Professor Max Klein elected as Chair of the ATLAS Collaboration Board
ATLAS is the largest experiment ever built in particle physics. It operates at CERN (Geneva) at the Large Hadron Collider and has been designed to explore the forces and constituents of matter. In 2012 it discovered the Higgs Boson, confirming a mechanism long invented to explain the origin of mass of elementary particles.
Last week the ATLAS Collaboration has elected Professor Max Klein of the Physics Department of the University of Liverpool as the incoming Chair of its Institute's Board, in which more than 170 Institutions from 41 Countries world wide are represented.
This election is in recognition of the excellent work of the particle physics and our ATLAS group and the leadership of Max Klein. The election is for 4 years. The ATLAS Collaboration Board governs the work and base of the Collaboration which is in the process of analysing a massive stream of new data and of preparing, upgrading its detector for a lifetime currently projected to extend to the year 2037.

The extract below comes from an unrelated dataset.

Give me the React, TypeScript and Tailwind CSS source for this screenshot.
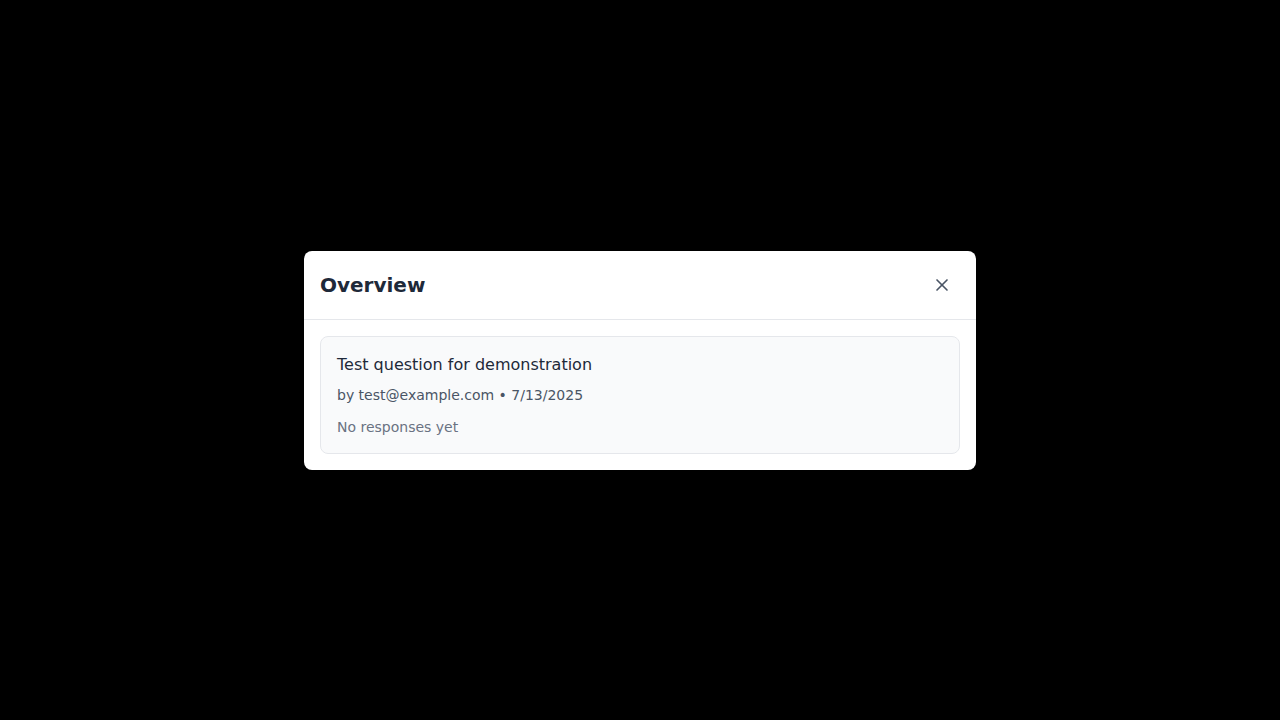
import React from 'react';
import { X } from 'lucide-react';

const App: React.FC = () => {
  return (
    <div className="min-h-screen w-full bg-black flex items-center justify-center px-4 font-['DejaVu_Sans',sans-serif]">
      <div className="w-full max-w-2xl bg-white rounded-lg overflow-hidden">
        {/* Header */}
        <div className="flex items-center justify-between px-4 py-5 border-b border-gray-200">
          <h2 className="text-xl leading-7 font-bold text-gray-800">Overview</h2>
          <button className="p-2 -my-2 text-gray-600 rounded-md">
            <X size={20} strokeWidth={2} className="w-5 h-5" />
          </button>
        </div>

        {/* Body */}
        <div className="p-4">
          <div className="bg-gray-50 border border-gray-200 rounded-lg p-4">
            <h3 className="text-base text-gray-800">Test question for demonstration</h3>
            <p className="mt-2 text-sm text-gray-600">by test@example.com • 7/13/2025</p>
            <p className="mt-3 text-sm text-gray-500">No responses yet</p>
          </div>
        </div>
      </div>
    </div>
  );
};

export default App;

Professor Max Klein joined the University of Liverpool in 2006, and has been leading its ATLAS group since 2008. Before, he was spokesperson of the H1 Collaboration at HERA and received the Max Born Prize and Medal of the IoP and the German Physics Society in 2013. He represents the UK in the European Committee for Future Accelerators and, besides his role within ATLAS, he also studies options for a possible electron beam upgrade to the LHC.